Kentucky Correctional Institution for Women
- Interactive map of Kentucky Correctional Institution for Women
- Location: 3000 Ash Avenue Pewee Valley, Kentucky;
- Status: open
- Security class: mixed
- Capacity: 721
- Opened: 1938
- Managed by: Kentucky Department of Corrections
- Website: corrections.ky.gov/Facilities/AI/KCIW/

= Kentucky Correctional Institution for Women =

Women's prison in Kentucky

Kentucky Correctional Institution for Women (KCIW) is a prison located in unincorporated Shelby County, Kentucky, near Pewee Valley (in neighboring Oldham County, Kentucky), operated by the Kentucky Department of Corrections. Male and female inmates prior to 1937 had been housed at the Kentucky State Penitentiary in Frankfort; in 1912, the name was changed to Kentucky State Reformatory in Frankfort.

==Pine Bluff Prison Farm==
A home for girls had been established in Shelby County, Kentucky in 1919 in Pine Bluff, Kentucky and maintained by the State. After World War I, lack of funding caused the project to be abandoned. This facility had been established by the Kentucky Federation of Women's Clubs. The State named this facility the Pine Bluff Prison Farm and the dedication was held November 4, 1938. November 1937 saw work starting on Kentucky's first prison for women at Pine Bluff on the 280-acre tract that had been deeded to the State by the Federation of Women's Clubs of Kentucky. The buildings also included an infirmary and administration building.

After the 1937 Ohio River flood, there were approximately 100 women convicts quartered in an old school building in Frankfort. The new prison would provide instruction in arts, crafts, needlework and domestic science. At the end of November 1937, work was started on a new Kentucky State women's prison set to cost $130,000.

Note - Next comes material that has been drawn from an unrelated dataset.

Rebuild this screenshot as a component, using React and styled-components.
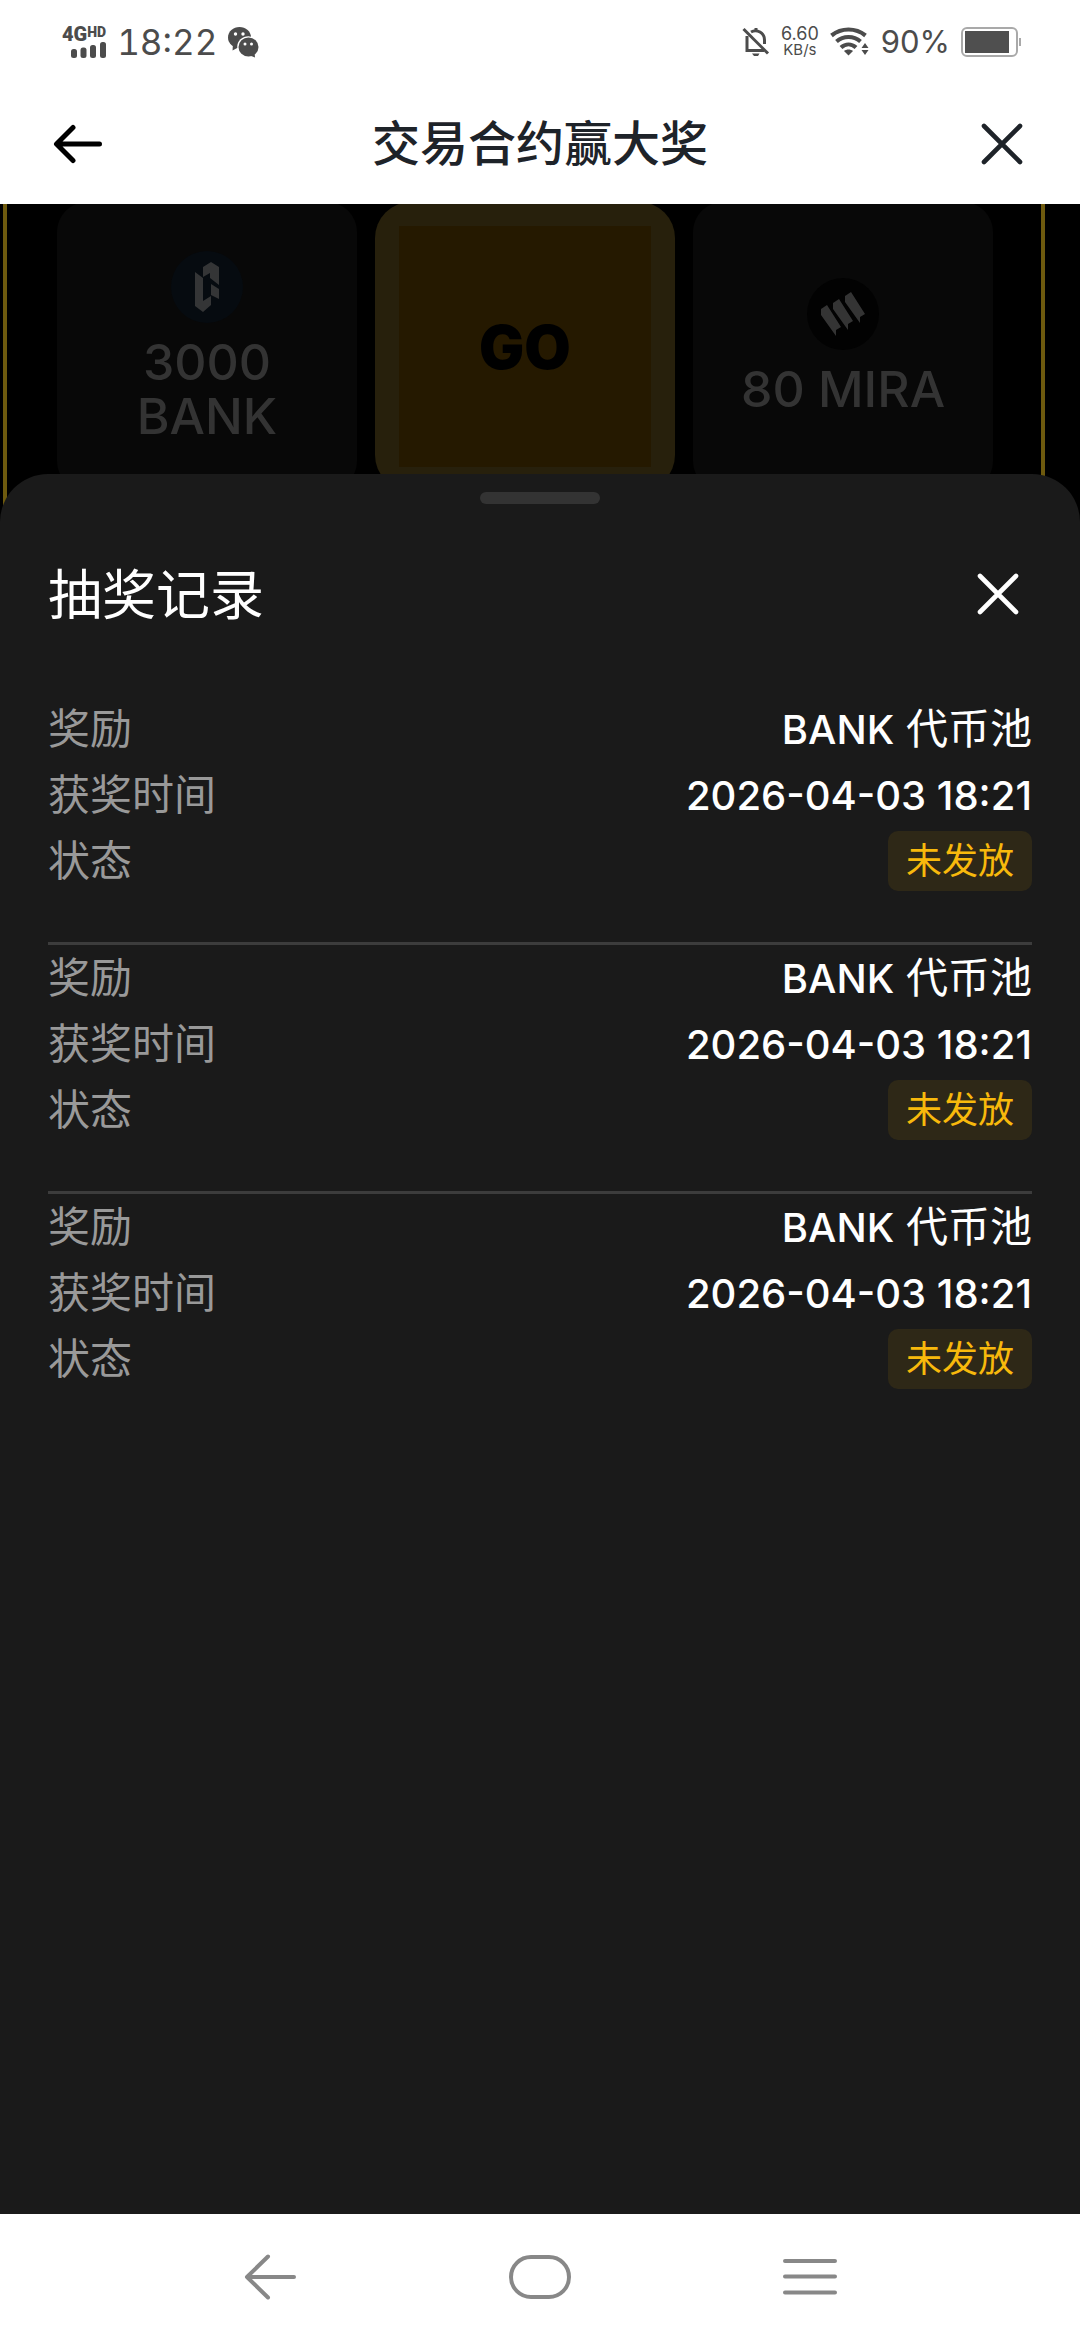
import styled, { createGlobalStyle } from "styled-components";

const records = [
  { id: 1, token: "BANK", pool: "代币池", time: "2026-04-03 18:21", status: "未发放" },
  { id: 2, token: "BANK", pool: "代币池", time: "2026-04-03 18:21", status: "未发放" },
  { id: 3, token: "BANK", pool: "代币池", time: "2026-04-03 18:21", status: "未发放" },
];

const CloseIcon = () => (
  <svg width="44" height="44" viewBox="0 0 44 44" fill="none" stroke="currentColor" strokeWidth="4.6" strokeLinecap="round">
    <path d="M4 4L40 40M40 4L4 40" />
  </svg>
);

const BankLogo = () => (
  <svg width="72" height="72" viewBox="0 0 72 72">
    <circle cx="36" cy="36" r="36" fill="#060b10" />
    <g fill="#343536">
      <path d="M24 21L32 27V50L40 45V54L32 61L24 55Z" />
      <path d="M32 16L40 11L48 16V34L39 27V22L32 26Z" />
      <path d="M40 33L48 38V48L40 44Z" />
    </g>
  </svg>
);

const MiraLogo = () => (
  <svg width="72" height="72" viewBox="0 0 72 72">
    <circle cx="36" cy="36" r="36" fill="#020202" />
    <g fill="#343434">
      <path d="M14 31L20 27L34 49L29 52V58L14 37Z" />
      <path d="M26 25L32 21L46 43L41 46V52L26 31Z" />
      <path d="M38 18L44 14L58 36L53 39V45L38 24Z" />
    </g>
  </svg>
);

const App = () => {
  return (
    <>
      <GlobalStyle />
      <Page>
        <StatusBar>
          <StatusGroup>
            <Network>
              <NetworkType>
                4G<small>HD</small>
              </NetworkType>
              <svg width="35" height="16" viewBox="0 0 35 16" fill="#4c4c4c">
                <rect x="0" y="7" width="6" height="9" rx="2.5" />
                <rect x="9.5" y="5.5" width="6" height="10.5" rx="2.5" />
                <rect x="19" y="3" width="6" height="13" rx="2.5" />
                <rect x="29" y="0" width="6" height="16" rx="2.5" />
              </svg>
            </Network>
            <Clock>18:22</Clock>
            <svg width="31" height="31" viewBox="0 0 31 31">
              <g fill="#4c4c4c">
                <ellipse cx="11.5" cy="10.5" rx="11.5" ry="10.5" />
                <path d="M5 17L4.5 23.5L11 20Z" />
              </g>
              <ellipse cx="20.5" cy="20" rx="11.3" ry="10.8" fill="#fff" />
              <g fill="#4c4c4c">
                <ellipse cx="20.5" cy="20" rx="10" ry="9.5" />
                <path d="M22 28.5L27 30.5L26.5 25.5Z" />
              </g>
              <g fill="#fff">
                <circle cx="7.5" cy="7" r="1.7" />
                <circle cx="15" cy="7" r="1.7" />
                <circle cx="17" cy="17" r="1.5" />
                <circle cx="23.5" cy="17" r="1.5" />
              </g>
            </svg>
          </StatusGroup>
          <StatusGroup>
            <svg width="28" height="30" viewBox="0 0 28 30" fill="none" stroke="#4c4c4c" strokeWidth="3">
              <path d="M5 9V23.5H22" />
              <path d="M9 5C15 1.5 22.5 6 22.5 13V17" />
              <path d="M1.5 2L26 26.5" />
              <path d="M14 1V4" />
              <path d="M10 26.5H17.5L16 29H12Z" fill="#4c4c4c" stroke="none" />
            </svg>
            <Speed>
              <span>6.60</span>
              <small>KB/s</small>
            </Speed>
            <svg width="40" height="30" viewBox="0 0 40 30" fill="none" stroke="#4c4c4c" strokeWidth="4.2">
              <path d="M1.5 8.5C11.5 0.5 25.5 0.5 35.5 8.5" />
              <path d="M6.5 14.5C13.5 8.5 23.5 8.5 30.5 14.5" />
              <path d="M11 20.5C15.5 16.5 21.5 16.5 26 20.5" />
              <path d="M14 24C16.5 22 20.5 22 23 24L18.5 28.5Z" fill="#4c4c4c" stroke="none" />
              <path d="M35 16L38.5 21H31.5ZM35 28L31.5 23H38.5Z" fill="#4c4c4c" stroke="none" />
            </svg>
            <Battery>90%</Battery>
            <svg width="61" height="30" viewBox="0 0 61 30">
              <rect x="1" y="1" width="55" height="28" rx="5" fill="#fff" stroke="#a9a9a9" strokeWidth="2" />
              <rect x="4" y="4" width="44" height="22" fill="#4f4f4f" />
              <rect x="58" y="11" width="2" height="8" fill="#a9a9a9" />
            </svg>
          </StatusGroup>
        </StatusBar>

        <Header>
          <IconButton aria-label="返回" $color="#000">
            <svg width="50" height="42" viewBox="0 0 50 42" fill="none" stroke="currentColor" strokeWidth="5" strokeLinecap="round" strokeLinejoin="round">
              <path d="M46.5 21H4M20 4.5L3.5 21L20 37.5" />
            </svg>
          </IconButton>
          <HeaderTitle>交易合约赢大奖</HeaderTitle>
          <IconButton aria-label="关闭" $color="#1e2329">
            <CloseIcon />
          </IconButton>
        </Header>

        <Board>
          <BoardFrame>
            <PrizeCard>
              <BankLogo />
              <PrizeName>
                <span>3000</span>
                <span>BANK</span>
              </PrizeName>
            </PrizeCard>
            <GoButton>
              <span>GO</span>
            </GoButton>
            <PrizeCard>
              <MiraLogo />
              <PrizeName>
                <span>80 MIRA</span>
              </PrizeName>
            </PrizeCard>
          </BoardFrame>
        </Board>

        <Sheet>
          <Handle />
          <SheetHeader>
            <SheetTitle>抽奖记录</SheetTitle>
            <SheetClose aria-label="关闭抽奖记录">
              <CloseIcon />
            </SheetClose>
          </SheetHeader>
          <List>
            {records.map((item) => (
              <Record key={item.id}>
                <Row>
                  <dt>奖励</dt>
                  <dd>
                    <Latin>{item.token}</Latin> {item.pool}
                  </dd>
                </Row>
                <Row>
                  <dt>获奖时间</dt>
                  <dd>
                    <Latin>{item.time}</Latin>
                  </dd>
                </Row>
                <Row>
                  <dt>状态</dt>
                  <Tag>{item.status}</Tag>
                </Row>
              </Record>
            ))}
          </List>
        </Sheet>

        <NavBar>
          <NavButton aria-label="后退">
            <svg width="54" height="48" viewBox="0 0 54 48">
              <path d="M51 24H4M25 3.5L4 24L25 44.5" />
            </svg>
          </NavButton>
          <NavButton aria-label="主页">
            <svg width="62" height="44" viewBox="0 0 62 44">
              <rect x="2" y="2" width="58" height="40" rx="20" />
            </svg>
          </NavButton>
          <NavButton aria-label="菜单">
            <svg width="54" height="36" viewBox="0 0 54 36">
              <path d="M2 2H52M2 17.5H52M2 33.5H52" />
            </svg>
          </NavButton>
        </NavBar>
      </Page>
    </>
  );
};

const GlobalStyle = createGlobalStyle`
  * {
    box-sizing: border-box;
    margin: 0;
    padding: 0;
  }
  body {
    background-color: #fff;
    font-family: Inter, "Noto Sans CJK SC", sans-serif;
  }
  button {
    border: none;
    background: none;
    font-family: inherit;
    cursor: pointer;
  }
  svg {
    display: block;
    flex-shrink: 0;
  }
`;

const Page = styled.div`
  display: flex;
  flex-direction: column;
  min-height: 100vh;
`;

const StatusBar = styled.div`
  display: flex;
  justify-content: space-between;
  align-items: center;
  height: 84px;
  padding: 0 58px 0 62px;
  color: #4c4c4c;
`;

const StatusGroup = styled.div`
  display: flex;
  align-items: center;
  gap: 11px;
`;

const Network = styled.div`
  display: flex;
  flex-direction: column;
  align-items: flex-end;
`;

const NetworkType = styled.div`
  display: flex;
  font-family: Roboto, sans-serif;
  font-size: 20px;
  font-weight: 900;
  line-height: 16px;
  small {
    font-size: 14px;
    line-height: 12px;
  }
`;

const Clock = styled.time`
  font-size: 35px;
  font-variant-numeric: tabular-nums;
  line-height: 40px;
`;

const Speed = styled.div`
  display: flex;
  flex-direction: column;
  align-items: center;
  font-size: 18px;
  line-height: 16px;
  small {
    font-size: 15px;
  }
`;

const Battery = styled.span`
  font-size: 31px;
  line-height: 40px;
`;

const Header = styled.header`
  display: flex;
  justify-content: space-between;
  align-items: center;
  height: 120px;
  padding: 0 48px;
`;

const IconButton = styled.button`
  display: flex;
  justify-content: center;
  align-items: center;
  width: 60px;
  height: 60px;
  color: ${(props) => props.$color};
`;

const HeaderTitle = styled.h1`
  color: #1e2329;
  font-size: 48px;
  font-weight: 500;
  line-height: 72px;
`;

const Board = styled.section`
  height: 318px;
  padding: 0 35px 0 3px;
  background-color: #000;
  overflow: hidden;
`;

const BoardFrame = styled.div`
  display: grid;
  grid-template-columns: repeat(3, 1fr);
  gap: 18px;
  height: 100%;
  padding: 0 48px 0 50px;
  border-left: 4px solid #6e5a0e;
  border-right: 4px solid #6e5a0e;
`;

const PrizeCard = styled.div`
  display: flex;
  flex-direction: column;
  justify-content: center;
  align-items: center;
  gap: 12px;
  height: 289px;
  margin-top: -2px;
  border-radius: 30px;
  background-color: #080808;
`;

const PrizeName = styled.p`
  display: flex;
  flex-direction: column;
  align-items: center;
  color: #333;
  font-size: 50px;
  font-weight: 500;
  line-height: 54px;
`;

const GoButton = styled.button`
  height: 289px;
  margin-top: -2px;
  padding: 24px;
  border-radius: 36px;
  background-color: #27200c;
  span {
    display: flex;
    justify-content: center;
    align-items: center;
    height: 100%;
    background-color: #251900;
    color: #000;
    font-size: 60px;
    font-weight: 900;
  }
`;

const Sheet = styled.main`
  position: relative;
  flex: 1;
  margin-top: -48px;
  padding: 18px 48px 48px;
  border-radius: 48px 48px 0 0;
  background-color: #1a1a1a;
  color: #fff;
`;

const Handle = styled.div`
  width: 120px;
  height: 12px;
  margin: 0 auto;
  border-radius: 6px;
  background-color: #333;
`;

const SheetHeader = styled.div`
  display: flex;
  justify-content: space-between;
  align-items: center;
  padding: 52px 0 60px;
`;

const SheetTitle = styled.h2`
  font-size: 54px;
  font-weight: 400;
  line-height: 80px;
`;

const SheetClose = styled.button`
  display: flex;
  justify-content: center;
  align-items: center;
  width: 68px;
  height: 68px;
  margin-bottom: 4px;
  color: #fff;
`;

const List = styled.div`
  display: flex;
  flex-direction: column;
`;

const Record = styled.dl`
  padding-bottom: 48px;
  border-bottom: 3px solid #3c3c3c;
  &:last-child {
    border-bottom: none;
  }
`;

const Row = styled.div`
  display: flex;
  justify-content: space-between;
  align-items: center;
  height: 66px;
  font-size: 42px;
  line-height: 60px;
  dt {
    color: #999;
  }
`;

const Latin = styled.span`
  font-size: 40px;
  font-weight: 500;
`;

const Tag = styled.dd`
  padding: 0 18px;
  border-radius: 10px;
  background-color: #2e2817;
  color: #f8b90c;
  font-size: 36px;
`;

const NavBar = styled.nav`
  display: flex;
  height: 126px;
  padding: 0 12.5%;
  background-color: #fff;
`;

const NavButton = styled.button`
  display: flex;
  flex: 1;
  justify-content: center;
  align-items: center;
  svg {
    fill: none;
    stroke: #888;
    stroke-width: 4;
    stroke-linecap: round;
    stroke-linejoin: round;
  }
`;

export default App;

==Superintendents & Wardens==

Pine Bluff and Kentucky Correctional Institution of Women
| Superintendents & Wardens | In Office | Title | Additional information |
| Fanniebelle Sutherland | 1938 | Superintendent | A former police judge, appointed by Gov. A.B. "Happy" Chandler |
| Mrs. Ethel Penn Hannin |  | Superintendent |  |
| Lonnie Rowena Watson (1902–1989) |  | Superintendent |  |
| Gail S. Huecker | 1963 | Superintendent |  |
| Betty Greenwell | 1968 | Superintendent | At age 26, Betty Greenwell may have been the youngest women prison warden in the US. |
| Doris Deuth | 1999-2006 | Warden |  |
| Cookie Crews | 2006 | Warden | Commissioner of the Kentucky Department of Corrections since 2020. |  |
| Janet Conover |  | Warden |  |
| Vanessa Kennedy |  | Warden |  |

1964

==Legislation to change name==
H.B. 367 – E. G. Brown. Amending K.R.S. 197.010 to define "penitentiaries" to include the State penal institutions for males at Eddyville and LaGrange, the institution for women located in Shelby County, together with the branches thereof and any other similar institutions hereafter established: changing the name of the institution for women to "The Kentucky Correctional Institution for Women"; requiring a female superintendent be appointed and listing required qualifications.

The name of Kentucky's female prison officially changed June 18, 1964. Prior to that date it had been a branch of the Kentucky State Reformatory in LaGrange.

==Accreditation==
1983: The third Kentucky prison to receive accreditation by the American Correctional Association standards.

August 16, 2005: Otter Creek Correctional Complex in Wheelwright, Kentucky a private prison was leased by the state to help with the overcrowding conditions of the Kentucky Correctional Institution of Kentucky in Peewee Valley, Kentucky. Until the 2010 conversion of the Western Kentucky Correctional Complex into a women's prison, KCIW was the only state owned and operated women's prison in Kentucky. The prison continues to house all levels of inmates including all female death row inmates. It opened in 1938 and had a prison population of 721 as of 2007.

== Sexual misconduct ==
There have been reports and convictions of correctional officers in the prison sexually abusing and assaulting inmates. The institute has more male employees than females.

Female correctional officers have reported harassment by male coworkers. Corrections employees make up about 15% of all Kentucky state employees, but they make nearly 50% of all state sexual harassment complaints.

==Notable inmates==
- Virginia Caudill – Caudill was convicted of the 1998 death of a 73-year-old female and sentenced to death. She is currently the only woman in Kentucky awaiting execution.
- LaFonda Faye Foster – Convicted (with Tina Hickey Powell) of five counts of intentional murder in Lexington on a spree one night. Sentenced to death but later resentenced to life without parole.
- Shayna Hubers – Convicted in 2018 of murdering her boyfriend Ryan Poston; given a life sentence with eligibility for parole after serving 20 years. She is eligible to apply for parole in 2032.
- Tina Hickey Powell – Convicted (with LaFonda Faye Foster) of five counts of intentional murder in Lexington; sentenced to life without the possibility of parole for 25 years.